O governo alega que trata-se de um mínimo, e não de um teto, o que não implicaria necessariamente em um congelamento real dos recursos destinados a essas áreas. No entanto, dada a previsão de crescimento dos gastos com benefícios previdenciários – que ocorrerá por muitos anos mesmo se aprovada a reforma da Previdência -, o teto global para as despesas de cada Poder tornaria inviável a aplicação de um maior volume de recursos nas áreas de saúde e educação públicas. Caso contrário, despesas com outras áreas – cultura, ciência e tecnologia, investimentos em infraestrutura ou assistência social, por exemplo – teriam de ser ainda mais comprimidas ou até mesmo eliminadas.
Na prática, isso significa o abandono do princípio básico que norteou essas vinculações desde 1934, qual seja, de que enquanto não chegarmos aos níveis adequados de qualidade na provisão de educação e saúde públicas, eventuais aumentos na receita com impostos devem ter uma parcela mínima destinada à provisão destes serviços.

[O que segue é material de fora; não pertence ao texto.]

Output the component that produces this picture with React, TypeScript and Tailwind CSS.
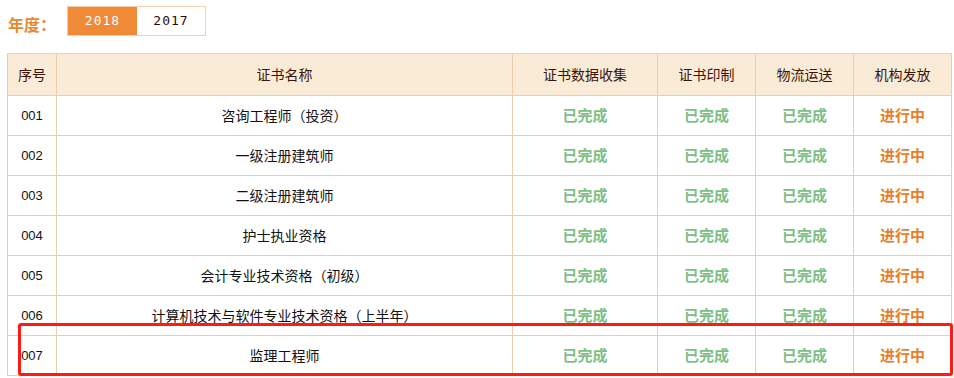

Embora haja sempre alguma margem para aumento na qualidade dos serviços pela maior eficiência – sem elevação de despesas -, a evidência é que houve melhora nos indicadores de resultado de ambas as áreas com a destinação maior de recursos na última década.
Ainda assim, os gastos em educação e saúde per capita no Brasil se mantém em níveis muito abaixo da média dos países da OCDE. Com o crescimento populacional nos próximos 20 anos, o congelamento implicará em uma queda vertiginosa nesses indicadores. O envelhecimento da população, em particular, reduzirá muito as despesas com saúde por idoso, com consequências dramáticas sobre os mais vulneráveis.
Na contramão de países como Chile e EUA, que hoje caminham na direção de uma ampliação da gratuidade na provisão desses serviços, a proposta disfarça a desistência de levar o Brasil aos níveis de qualidade de ensino e atendimento em saúde públicos das economias mais avançadas. Em um país com níveis altíssimos de desigualdade social, não é difícil perceber as implicações.